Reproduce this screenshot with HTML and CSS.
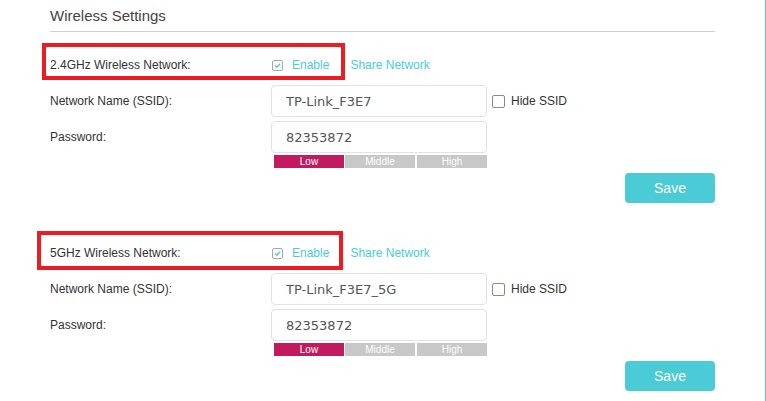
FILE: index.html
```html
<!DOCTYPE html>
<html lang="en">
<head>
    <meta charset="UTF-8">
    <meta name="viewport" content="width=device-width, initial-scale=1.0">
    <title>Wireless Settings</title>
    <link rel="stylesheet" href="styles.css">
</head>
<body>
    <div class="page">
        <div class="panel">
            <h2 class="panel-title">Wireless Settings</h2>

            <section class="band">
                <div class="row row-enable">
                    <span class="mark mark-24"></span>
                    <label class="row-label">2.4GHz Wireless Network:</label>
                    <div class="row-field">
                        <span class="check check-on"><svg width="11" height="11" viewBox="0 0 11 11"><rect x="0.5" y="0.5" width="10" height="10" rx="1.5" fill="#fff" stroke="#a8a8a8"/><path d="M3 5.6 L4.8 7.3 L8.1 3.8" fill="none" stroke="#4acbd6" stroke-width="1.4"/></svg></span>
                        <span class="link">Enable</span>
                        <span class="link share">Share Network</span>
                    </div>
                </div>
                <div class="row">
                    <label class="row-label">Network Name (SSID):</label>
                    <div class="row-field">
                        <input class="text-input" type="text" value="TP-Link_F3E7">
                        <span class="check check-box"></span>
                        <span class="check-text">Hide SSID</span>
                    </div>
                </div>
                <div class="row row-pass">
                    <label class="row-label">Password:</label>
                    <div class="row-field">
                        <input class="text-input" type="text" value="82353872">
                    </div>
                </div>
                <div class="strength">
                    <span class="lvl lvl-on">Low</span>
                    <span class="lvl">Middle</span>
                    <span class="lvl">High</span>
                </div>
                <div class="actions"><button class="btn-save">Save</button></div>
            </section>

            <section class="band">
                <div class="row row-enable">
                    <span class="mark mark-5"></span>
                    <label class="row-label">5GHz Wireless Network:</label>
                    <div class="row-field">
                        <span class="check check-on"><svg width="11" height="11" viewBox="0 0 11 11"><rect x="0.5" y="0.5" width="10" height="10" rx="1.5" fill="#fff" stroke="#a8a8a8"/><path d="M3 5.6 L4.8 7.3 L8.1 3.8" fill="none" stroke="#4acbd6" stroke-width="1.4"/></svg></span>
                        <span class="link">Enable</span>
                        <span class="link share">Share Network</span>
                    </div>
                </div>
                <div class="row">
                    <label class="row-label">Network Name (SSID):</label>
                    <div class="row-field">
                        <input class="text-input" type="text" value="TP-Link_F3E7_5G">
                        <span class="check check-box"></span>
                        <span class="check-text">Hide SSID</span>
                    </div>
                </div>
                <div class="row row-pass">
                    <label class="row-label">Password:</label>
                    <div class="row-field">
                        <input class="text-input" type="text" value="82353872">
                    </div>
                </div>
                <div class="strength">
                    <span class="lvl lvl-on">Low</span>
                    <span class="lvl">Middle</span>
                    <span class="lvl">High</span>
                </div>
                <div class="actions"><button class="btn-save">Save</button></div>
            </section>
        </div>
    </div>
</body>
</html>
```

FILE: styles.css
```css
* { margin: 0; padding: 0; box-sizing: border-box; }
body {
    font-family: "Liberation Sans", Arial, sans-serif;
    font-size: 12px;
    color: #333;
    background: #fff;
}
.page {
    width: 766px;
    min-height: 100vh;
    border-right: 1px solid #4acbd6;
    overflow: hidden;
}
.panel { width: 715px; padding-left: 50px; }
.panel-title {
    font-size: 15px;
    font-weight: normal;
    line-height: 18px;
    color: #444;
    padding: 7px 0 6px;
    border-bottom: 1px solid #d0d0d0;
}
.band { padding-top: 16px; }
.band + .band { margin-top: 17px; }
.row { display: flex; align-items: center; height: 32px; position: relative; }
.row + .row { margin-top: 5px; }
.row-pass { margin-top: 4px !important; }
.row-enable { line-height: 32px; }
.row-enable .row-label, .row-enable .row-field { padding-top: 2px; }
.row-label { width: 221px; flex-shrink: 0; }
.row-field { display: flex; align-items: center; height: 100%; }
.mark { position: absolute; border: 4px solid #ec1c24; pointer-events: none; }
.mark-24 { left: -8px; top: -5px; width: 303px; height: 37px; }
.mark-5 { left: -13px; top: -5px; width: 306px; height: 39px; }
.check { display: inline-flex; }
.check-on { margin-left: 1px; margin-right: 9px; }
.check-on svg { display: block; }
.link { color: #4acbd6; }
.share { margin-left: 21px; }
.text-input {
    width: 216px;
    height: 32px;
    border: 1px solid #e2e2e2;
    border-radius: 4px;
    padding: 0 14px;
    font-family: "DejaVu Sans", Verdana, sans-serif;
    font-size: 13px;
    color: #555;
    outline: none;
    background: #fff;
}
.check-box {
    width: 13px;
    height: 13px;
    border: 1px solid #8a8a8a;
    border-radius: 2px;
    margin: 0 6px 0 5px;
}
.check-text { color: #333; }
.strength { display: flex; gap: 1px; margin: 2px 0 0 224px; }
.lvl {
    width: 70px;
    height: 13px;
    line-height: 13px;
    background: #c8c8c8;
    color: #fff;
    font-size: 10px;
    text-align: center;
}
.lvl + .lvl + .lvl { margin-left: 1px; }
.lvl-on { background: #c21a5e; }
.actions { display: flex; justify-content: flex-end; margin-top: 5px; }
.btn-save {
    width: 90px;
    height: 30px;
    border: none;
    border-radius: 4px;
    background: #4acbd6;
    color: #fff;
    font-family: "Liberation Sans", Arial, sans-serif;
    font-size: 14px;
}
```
****
◆ **WHAT IS ASKED**
Quote the preceding listing precisely and completely, omitting its images.

◆ **TASK OUTPUT**
Reproduce this screenshot with HTML and CSS.
FILE: index.html
```html
<!DOCTYPE html>
<html lang="en">
<head>
    <meta charset="UTF-8">
    <meta name="viewport" content="width=device-width, initial-scale=1.0">
    <title>Wireless Settings</title>
    <link rel="stylesheet" href="styles.css">
</head>
<body>
    <div class="page">
        <div class="panel">
            <h2 class="panel-title">Wireless Settings</h2>

            <section class="band">
                <div class="row row-enable">
                    <span class="mark mark-24"></span>
                    <label class="row-label">2.4GHz Wireless Network:</label>
                    <div class="row-field">
                        <span class="check check-on"><svg width="11" height="11" viewBox="0 0 11 11"><rect x="0.5" y="0.5" width="10" height="10" rx="1.5" fill="#fff" stroke="#a8a8a8"/><path d="M3 5.6 L4.8 7.3 L8.1 3.8" fill="none" stroke="#4acbd6" stroke-width="1.4"/></svg></span>
                        <span class="link">Enable</span>
                        <span class="link share">Share Network</span>
                    </div>
                </div>
                <div class="row">
                    <label class="row-label">Network Name (SSID):</label>
                    <div class="row-field">
                        <input class="text-input" type="text" value="TP-Link_F3E7">
                        <span class="check check-box"></span>
                        <span class="check-text">Hide SSID</span>
                    </div>
                </div>
                <div class="row row-pass">
                    <label class="row-label">Password:</label>
                    <div class="row-field">
                        <input class="text-input" type="text" value="82353872">
                    </div>
                </div>
                <div class="strength">
                    <span class="lvl lvl-on">Low</span>
                    <span class="lvl">Middle</span>
                    <span class="lvl">High</span>
                </div>
                <div class="actions"><button class="btn-save">Save</button></div>
            </section>

            <section class="band">
                <div class="row row-enable">
                    <span class="mark mark-5"></span>
                    <label class="row-label">5GHz Wireless Network:</label>
                    <div class="row-field">
                        <span class="check check-on"><svg width="11" height="11" viewBox="0 0 11 11"><rect x="0.5" y="0.5" width="10" height="10" rx="1.5" fill="#fff" stroke="#a8a8a8"/><path d="M3 5.6 L4.8 7.3 L8.1 3.8" fill="none" stroke="#4acbd6" stroke-width="1.4"/></svg></span>
                        <span class="link">Enable</span>
                        <span class="link share">Share Network</span>
                    </div>
                </div>
                <div class="row">
                    <label class="row-label">Network Name (SSID):</label>
                    <div class="row-field">
                        <input class="text-input" type="text" value="TP-Link_F3E7_5G">
                        <span class="check check-box"></span>
                        <span class="check-text">Hide SSID</span>
                    </div>
                </div>
                <div class="row row-pass">
                    <label class="row-label">Password:</label>
                    <div class="row-field">
                        <input class="text-input" type="text" value="82353872">
                    </div>
                </div>
                <div class="strength">
                    <span class="lvl lvl-on">Low</span>
                    <span class="lvl">Middle</span>
                    <span class="lvl">High</span>
                </div>
                <div class="actions"><button class="btn-save">Save</button></div>
            </section>
        </div>
    </div>
</body>
</html>
```

FILE: styles.css
```css
* { margin: 0; padding: 0; box-sizing: border-box; }
body {
    font-family: "Liberation Sans", Arial, sans-serif;
    font-size: 12px;
    color: #333;
    background: #fff;
}
.page {
    width: 766px;
    min-height: 100vh;
    border-right: 1px solid #4acbd6;
    overflow: hidden;
}
.panel { width: 715px; padding-left: 50px; }
.panel-title {
    font-size: 15px;
    font-weight: normal;
    line-height: 18px;
    color: #444;
    padding: 7px 0 6px;
    border-bottom: 1px solid #d0d0d0;
}
.band { padding-top: 16px; }
.band + .band { margin-top: 17px; }
.row { display: flex; align-items: center; height: 32px; position: relative; }
.row + .row { margin-top: 5px; }
.row-pass { margin-top: 4px !important; }
.row-enable { line-height: 32px; }
.row-enable .row-label, .row-enable .row-field { padding-top: 2px; }
.row-label { width: 221px; flex-shrink: 0; }
.row-field { display: flex; align-items: center; height: 100%; }
.mark { position: absolute; border: 4px solid #ec1c24; pointer-events: none; }
.mark-24 { left: -8px; top: -5px; width: 303px; height: 37px; }
.mark-5 { left: -13px; top: -5px; width: 306px; height: 39px; }
.check { display: inline-flex; }
.check-on { margin-left: 1px; margin-right: 9px; }
.check-on svg { display: block; }
.link { color: #4acbd6; }
.share { margin-left: 21px; }
.text-input {
    width: 216px;
    height: 32px;
    border: 1px solid #e2e2e2;
    border-radius: 4px;
    padding: 0 14px;
    font-family: "DejaVu Sans", Verdana, sans-serif;
    font-size: 13px;
    color: #555;
    outline: none;
    background: #fff;
}
.check-box {
    width: 13px;
    height: 13px;
    border: 1px solid #8a8a8a;
    border-radius: 2px;
    margin: 0 6px 0 5px;
}
.check-text { color: #333; }
.strength { display: flex; gap: 1px; margin: 2px 0 0 224px; }
.lvl {
    width: 70px;
    height: 13px;
    line-height: 13px;
    background: #c8c8c8;
    color: #fff;
    font-size: 10px;
    text-align: center;
}
.lvl + .lvl + .lvl { margin-left: 1px; }
.lvl-on { background: #c21a5e; }
.actions { display: flex; justify-content: flex-end; margin-top: 5px; }
.btn-save {
    width: 90px;
    height: 30px;
    border: none;
    border-radius: 4px;
    background: #4acbd6;
    color: #fff;
    font-family: "Liberation Sans", Arial, sans-serif;
    font-size: 14px;
}
```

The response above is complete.